I'm building this as decoupled as possible in case you want a different docker container holding just kurento for security reasons or because of how you might have VNC stuff set up or you just like a docker for everything and everything in its docker or whatever. It can be made more monolithic, using kurento's built in gstreamer stuff running inside the docker container you are doing an emulation in if necessary for example. But I'm starting with loosely coupled for the initial tests until there are some measurements to figure out what actually will work best before hard coding things for optimiztion. The massive dependency list is just to have all those options and most of them are for KMS itself. You can encapsulate that into a docker container that can be controlled by browser based javascript.

I also have been doing my devolopment on a 7 year laptop because the room my main dev machine is in doesn't have AC and I would die ...but also to make certain this runs on low powered systems to keep AWS bills to a minimum. If you for some reason had machines with piles of GPU power the format trancoding could be optimized for CUDA/OpenCL but I'm not assuming that is the case.

There is an INSTRUCTIONS.md file in the localhost folder that explains how to set everything up and do a simple test capturing audio out on the local machine and streaming it through kurento with a delay. There is also a docker file for running the kurento media server in it's own docker container. For that you do the same audio capture with gstreamer from before but route it to the docker container's open port using netcat.

#Stuff you will want to just apt-get/synaptic/etc If you don't already have the current version and you aren't using the docker containerized version. Wherever possible I'm using the version in the apt repository for the latest LTS release of Ubuntu (actually Lubuntu since my laptop in ancient, so I had to install some things that would just come with a standard Ubuntu install), currently Xenial. All of these can be built from source with by hand with make if you really want to, but it's time consuming and not necessary.

http://www.kurento.org/ - media server/webRTC gateway/gstreamer-openCV host

https://gstreamer.freedesktop.org/ - get gstreamer 1.8.2 (current stable version) and install the base,good,bad and ugly plugins if you don't already have it installed. Make sure you can do 1.0 stuff not just .10 .

http://openjdk.java.net/ - java that you can apt-get

https://maven.apache.org/ if you want to run any java based examples

https://nodejs.org/en/ - kurento has thrift bindings to javascript and java and supports a json-rpc api that can be called by anything with a little work. Path of least resistance is node on the server and browser javascript doing json magic on the client.I use the http server for testing and a few other things. These could all be changed to meet requirements of existing systems, this was just the quickest way to get something going.

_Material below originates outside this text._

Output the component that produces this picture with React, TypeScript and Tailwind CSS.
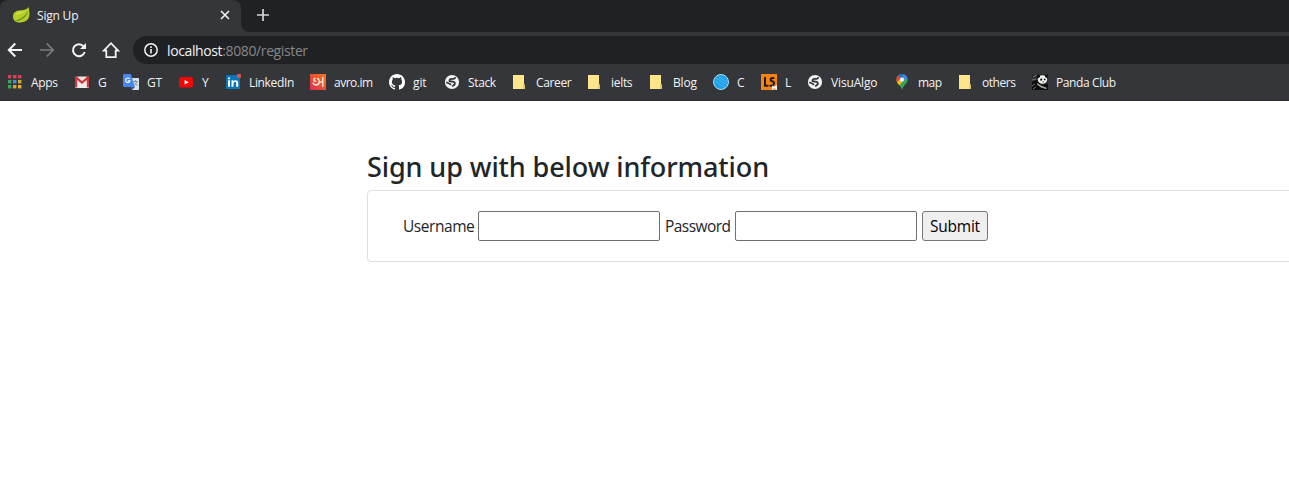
import type { ReactNode } from "react";

const Apps = () => (
  <svg width="16" height="16" viewBox="0 0 16 16">
    {["#d8404f", "#e0405a", "#d8404f", "#3aa35c", "#3f8ce8", "#d9a62e", "#3aa35c", "#d9a62e", "#e3b23a"].map((c, i) => (
      <rect key={i} x={1 + (i % 3) * 5} y={1 + Math.floor(i / 3) * 5} width="3.4" height="3.4" fill={c} />
    ))}
  </svg>
);

const Gmail = () => (
  <svg width="16" height="16" viewBox="0 0 16 16">
    <path d="M1 3h14v11H1z" fill="#f0eded" />
    <path d="M1 3.2C1 2.5 1.6 2 2.3 2L8 7l5.700-5C14.500 2 15 2.500 15 3.200V13.500H12.800V6L8 10 3.200 6V13.500H1z" fill="#d0393a" />
    <path d="M3 2.500h10L8 7z" fill="#f4dedc" />
  </svg>
);

const Translate = () => (
  <svg width="16" height="16" viewBox="0 0 16 16">
    <path d="M7 4h8.200q.8 0 .8.800V15q0 1-.8 1H9z" fill="#dce1e6" />
    <path d="M10 7.500h5M12.500 6v1.500M14 7.500q-1 3-3 4M11.500 8.500l3 3.500" stroke="#78909c" strokeWidth=".9" fill="none" />
    <path d="M8.500 13h3.500l-3 3z" fill="#2957b8" />
    <path d="M1 0h7l3.800 13H1q-1 0-1-1V1q0-1 1-1z" fill="#4686ef" />
    <path d="M6.700 5A2.200 2.200 0 1 0 7 6.700H4.800" stroke="#fff" strokeWidth="1.1" fill="none" />
  </svg>
);

const Youtube = () => (
  <svg width="16" height="16" viewBox="0 0 16 16">
    <rect x="1" y="3" width="14" height="10.500" rx="2.300" fill="#f50505" />
    <path d="M6.600 6v4.500l4-2.250z" fill="#fff" />
  </svg>
);

const LinkedIn = () => (
  <svg width="17" height="16" viewBox="0 0 17 16">
    <rect x="1" y="1" width="14" height="14" rx=".5" fill="#0877b5" />
    <path d="M3 6.300h2v6.500H3zM3 3.500h2v1.800H3zM6.500 6.300h2v1q2-2 4-.5.700.700.700 2v4h-2v-3.500q0-1.600-1.200-1.600T8.500 9.400v3.400h-2z" fill="#fff" />
    <rect x="12" y="0" width="4" height="4" rx=".8" fill="#d6564d" />
  </svg>
);

const Avro = () => (
  <svg width="16" height="16" viewBox="0 0 16 16">
    <defs>
      <linearGradient id="avro" x1="0" y1="1" x2="1" y2="0">
        <stop offset="0" stopColor="#d92b58" />
        <stop offset=".6" stopColor="#ee5a2c" />
        <stop offset="1" stopColor="#ee7a25" />
      </linearGradient>
    </defs>
    <path d="M0 0h16v16H0z" fill="url(#avro)" />
    <path d="M5.500 4.200Q3.300 5 4 6.800 5 7.800 6 6.800M2.800 8.800Q4 11.500 7 10.800 9.600 10 9.300 7 9 4.600 7 4.300M9.500 8.500q1.500-1 3.200-.8M12.800 3.300v9.400" fill="none" stroke="#fbeae4" strokeWidth="1.400" />
  </svg>
);

const Github = () => (
  <svg width="16" height="16" viewBox="0 0 16 16" fill="#fff">
    <path d="M8 0C3.580 0 0 3.580 0 8c0 3.540 2.290 6.530 5.470 7.590.400.070.550-.170.550-.380 0-.190-.010-.820-.010-1.490-2.010.370-2.530-.490-2.690-.940-.090-.230-.480-.940-.820-1.130-.280-.150-.680-.520-.010-.530.630-.010 1.080.580 1.230.820.720 1.210 1.870.870 2.330.660.070-.520.280-.870.510-1.070-1.780-.200-3.640-.890-3.640-3.950 0-.870.310-1.590.820-2.150-.080-.200-.360-1.020.080-2.120 0 0 .670-.210 2.200.820a7.600 7.600 0 0 1 4 0c1.530-1.040 2.200-.820 2.200-.820.440 1.100.160 1.920.080 2.120.510.560.820 1.270.820 2.150 0 3.070-1.870 3.750-3.650 3.950.290.250.540.730.540 1.480 0 1.070-.010 1.930-.010 2.200 0 .210.150.460.550.380A8 8 0 0 0 16 8c0-4.420-3.580-8-8-8z" />
  </svg>
);

const Globe = () => (
  <svg width="16" height="16" viewBox="0 0 16 16">
    <circle cx="8" cy="8" r="7.100" fill="#f1f3f4" />
    <path d="M11 3.200Q11.300 4.800 9.200 4.900H7.300Q5 5.500 5.600 7.100L9.600 7.900Q11.800 9 10.300 10.800L8.200 12.400" fill="none" stroke="#35363a" strokeWidth="1.800" />
    <path d="M2.200 8.300l3.800 1.600 1 1.100" fill="none" stroke="#35363a" strokeWidth="1.600" />
  </svg>
);

const Folder = () => (
  <svg width="16" height="16" viewBox="0 0 16 16">
    <path d="M1 1h11v9.500l1 1V15H1z" fill="#fde58c" />
    <path d="M12 9.500l1 2V15h-2v-3.500z" fill="#e9c767" />
  </svg>
);

const BlueBall = () => (
  <svg width="16" height="16" viewBox="0 0 16 16">
    <circle cx="8" cy="8" r="7.500" fill="#1fa2ea" stroke="#a4dcf5" strokeWidth="1" />
    <path d="M2 7l10 6.500M3 4l11 7M6 3l8 5" stroke="#55bdf1" strokeWidth=".8" />
  </svg>
);

const LightShot = () => (
  <svg width="16" height="16" viewBox="0 0 16 16">
    <path d="M0 0h16v16H0z" fill="#f68212" />
    <path d="M4 3v8.800h3.500M13.300 4h-1.700Q9.600 4 9.600 5.600T11.500 7.500 13 9.500 11 11.800H8.600" fill="none" stroke="#201b18" strokeWidth="2" />
    <path d="M11 16v-4.500l2 1.300 3-1.800v5h-1.500v-1.500h-2V16z" fill="#f4f4f4" />
  </svg>
);

const MapPin = () => (
  <svg width="16" height="16" viewBox="0 0 16 16">
    <defs>
      <clipPath id="pin">
        <path d="M8 0a5.700 5.700 0 0 1 5.700 5.700C13.700 9.500 9.300 11 8 16 6.700 11 2.300 9.500 2.300 5.700A5.700 5.700 0 0 1 8 0z" />
      </clipPath>
    </defs>
    <g clipPath="url(#pin)">
      <path d="M0 0h16v16H0z" fill="#34a853" />
      <path d="M9 0h6v3L8 8z" fill="#4285f4" />
      <path d="M3 1.500L6 0h4.500L6 5z" fill="#1a73e8" />
      <path d="M2 2l2-1 3 3-5 6z" fill="#ea4335" />
      <path d="M2.500 8.800L6 5.500l2 2.700-4 4.800z" fill="#fbbc04" />
    </g>
    <circle cx="8" cy="5.700" r="2.100" fill="#f0f3f6" />
  </svg>
);

const Panda = () => (
  <svg width="16" height="16" viewBox="0 0 16 16">
    <path d="M0 0h16v16H0z" fill="#2a2b2d" />
    <path d="M0 8l5-2 4 5 7-1v6H0z" fill="#0d0d0e" />
    <path d="M1 3l4-2M0 6l4-1M0 12l3-2M1 15l3-2" stroke="#77797a" strokeWidth="1" />
    <path d="M5 9l4 2.500 6 2.500-1 1-5-1.500-4-3z" fill="#a5a6a7" />
    <ellipse cx="10.500" cy="5.500" rx="4.700" ry="4.300" fill="#eeeeec" />
    <circle cx="6.300" cy="2.300" r="1.600" fill="#080808" />
    <circle cx="14.400" cy="2.300" r="1.400" fill="#080808" />
    <path d="M8 5l2-.7.300 1.500-1.600 1.500zM12 4.500l1.700.5-.6 1.600-1.300-.8zM10.300 7.500h1.700l-.9 1.200z" fill="#151515" />
  </svg>
);

const bookmarks: { label: string; icon: ReactNode; width: string; text: string }[] = [
  { label: "Apps", icon: <Apps />, width: "w-[67px]", text: "tracking-[-0.3px]" },
  { label: "G", icon: <Gmail />, width: "w-[49px]", text: "" },
  { label: "GT", icon: <Translate />, width: "w-[55px]", text: "tracking-[-0.3px]" },
  { label: "Y", icon: <Youtube />, width: "w-[47px]", text: "" },
  { label: "LinkedIn", icon: <LinkedIn />, width: "w-[85px]", text: "tracking-[-0.35px]" },
  { label: "avro.im", icon: <Avro />, width: "w-[79px]", text: "tracking-[-0.5px]" },
  { label: "git", icon: <Github />, width: "w-[55px]", text: "tracking-[-0.1px]" },
  { label: "Stack", icon: <Globe />, width: "w-[68px]", text: "tracking-[-0.35px]" },
  { label: "Career", icon: <Folder />, width: "w-[75px]", text: "tracking-[-0.35px]" },
  { label: "ielts", icon: <Folder />, width: "w-[62px]", text: "tracking-[-0.3px]" },
  { label: "Blog", icon: <Folder />, width: "w-[64px]", text: "tracking-[-0.2px]" },
  { label: "C", icon: <BlueBall />, width: "w-[48px]", text: "" },
  { label: "L", icon: <LightShot />, width: "w-[46px]", text: "" },
  { label: "VisuAlgo", icon: <Globe />, width: "w-[87px]", text: "tracking-[-0.15px]" },
  { label: "map", icon: <MapPin />, width: "w-[64px]", text: "tracking-[-0.5px]" },
  { label: "others", icon: <Folder />, width: "w-[74px]", text: "tracking-[-0.45px]" },
  { label: "Panda Club", icon: <Panda />, width: "w-[100px]", text: "tracking-[-0.4px]" },
];

function TabStrip() {
  return (
    <div className="flex h-8 bg-[#202124]">
      <div className="flex w-[241px] items-center rounded-t-lg bg-[#35363a] pl-[13px] pr-[11px]">
        <svg width="17" height="16" viewBox="0 0 17 16" className="mt-[-2px] shrink-0">
          <path d="M15.500 0Q14 3 8 3.200C2 3.500 0 6 0 9.500 0 14 3 15.500 7 15.500c6.500 0 9.500-4 9.500-8.500 0-3-.3-5-1-7z" fill="#b5cd26" />
          <path d="M1 13.500q9-1 14.500-10-2 8-10 10.500z" fill="#5f9c22" />
          <path d="M2 8q1-3 6-3.300l5-1Q10 7 2 8z" fill="#cfde41" />
        </svg>
        <span className="ml-[7px] pb-[1px] text-[12px] tracking-[-0.2px] text-[#f1f3f4]">Sign Up</span>
        <svg width="10" height="10" viewBox="0 0 10 10" className="mb-[2px] ml-auto" stroke="#f1f3f4" strokeWidth="1.600">
          <path d="M1 1l8 8M9 1L1 9" />
        </svg>
      </div>
      <div className="flex w-2 items-end bg-[#35363a]">
        <div className="h-8 w-2 rounded-bl-lg bg-[#202124]" />
      </div>
      <svg width="12" height="12" viewBox="0 0 12 12" className="ml-2 mt-[9px]" stroke="#d5d6d8" strokeWidth="1.700">
        <path d="M6 0v12M0 6h12" />
      </svg>
    </div>
  );
}

function Toolbar() {
  return (
    <div className="flex h-9 items-center bg-[#35363a] pl-[7px]">
      <svg width="16" height="16" viewBox="0 0 16 16" fill="none" stroke="#f1f3f4" strokeWidth="2">
        <path d="M15 8H2M8.300 1.500L1.800 8l6.500 6.500" />
      </svg>
      <svg width="16" height="16" viewBox="0 0 16 16" className="ml-4" fill="none" stroke="#7c7d80" strokeWidth="1.700">
        <path d="M1 8h13M7.700 1.500L14.200 8l-6.500 6.500" />
      </svg>
      <svg width="16" height="16" viewBox="0 0 16 16" className="ml-4" fill="none">
        <path d="M13.700 10A6 6 0 1 1 12.600 4.300L14 5.800" stroke="#f1f3f4" strokeWidth="2" />
        <path d="M15 1v6H9z" fill="#f1f3f4" />
      </svg>
      <svg width="18" height="18" viewBox="0 0 18 18" className="ml-[15px]" fill="none" stroke="#f1f3f4" strokeWidth="1.800">
        <path d="M1.800 9.600L9 2.200l7.200 7.400h-2.500v6.500H4.300V9.600z" />
      </svg>
      <div className="ml-[13px] flex h-7 flex-1 items-center rounded-l-full bg-[#202124] pl-[11px]">
        <svg width="14" height="14" viewBox="0 0 14 14" className="shrink-0">
          <circle cx="7" cy="7" r="6.200" fill="none" stroke="#f1f3f4" strokeWidth="1.500" />
          <path d="M6.200 6h1.600v4.500H6.200zM6.200 3.300h1.600v1.600H6.200z" fill="#f1f3f4" />
        </svg>
        <span className="ml-[9px] whitespace-nowrap text-[14px] tracking-[-0.38px] text-[#85878a]">
          <span className="text-[#f1f3f4]">localhost</span>:8080/register
        </span>
      </div>
    </div>
  );
}

function BookmarksBar() {
  return (
    <div className="flex h-[33px] border-b border-[#29292c] bg-[#35363a] pb-[4px] pl-[7px]">
      {bookmarks.map(({ label, icon, width, text }) => (
        <div key={label} className={`flex shrink-0 items-center ${width}`}>
          <span className="w-6 shrink-0">{icon}</span>
          <span className={`whitespace-nowrap pt-[1px] text-[12px] leading-4 text-[#f1f3f4] ${text}`}>{label}</span>
        </div>
      ))}
    </div>
  );
}

export default function App() {
  return (
    <div className="h-[494px] overflow-hidden bg-white font-['Open_Sans','Noto_Sans',sans-serif]">
      <TabStrip />
      <Toolbar />
      <BookmarksBar />
      <main className="pl-[367px] pt-[48px] text-[#212529]">
        <h1 className="h-[41px] whitespace-nowrap font-['Noto_Sans','Open_Sans',sans-serif] text-[27px] font-medium leading-[36px] tracking-[-0.1px]">
          Sign up with below information
        </h1>
        <form
          className="flex h-[72px] w-[1110px] items-center rounded-[4px] border border-[#dfdfdf] pl-[35px] text-[15.5px]"
          onSubmit={(e) => e.preventDefault()}
        >
          <label htmlFor="username" className="w-[75px] whitespace-nowrap pt-[2px] tracking-[-0.45px]">Username</label>
          <input id="username" className="h-[30px] w-[182px] rounded-[2px] border border-[#6f6f6f] px-1" />
          <label htmlFor="password" className="ml-[5px] w-[70px] whitespace-nowrap pt-[2px] tracking-[-0.55px]">Password</label>
          <input id="password" type="password" className="h-[30px] w-[182px] rounded-[2px] border border-[#6f6f6f] px-1" />
          <button className="ml-[5px] h-[30px] w-[66px] rounded-[3px] border border-[#767676] bg-[#efefef] pt-[2px] text-[15.5px] tracking-[-0.25px] text-black">Submit</button>
        </form>
      </main>
    </div>
  );
}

Use NPM to get http-server or run whatever http server you like best.

https://bower.io/ - for managing your javascript stuff in the client. get this from NPM for node.

https://www.freedesktop.org/wiki/Software/PulseAudio/ - really should already be installed with your distribution but worth checking, it simplifies identifying audio devices and generally makes things nicer.

https://www.docker.com/ - to dock your dockers

#Security Things

My test implementation is obviously not production ready (since it would need to be matched to your production environment) but even so kurento wants everything sent over secure protocols with proper certs even when running on local host. It is charmingly paranoid. The documentation on this is frustratingly vague, but I managed to sort it out. I'm going to submit a patch to their docs to make this clearer for others. Get these if you don't already have them. Or you may have existing certs that you can just use instead.

https://www.openssl.org/ - kurento's control API won't talk to your web browser except over https. I'm using self signed certs for localhost to test on my machine, so I have to add exceptions for them. In production use whatever certs you are already using.

https://www.gnutls.org/ for Reasons it was easier for me to make the cert for kurento to send data over wss:// secure sockets using certtool. This how the webRTC goodness that you requested over https gets sent back to your web browser and into your ears.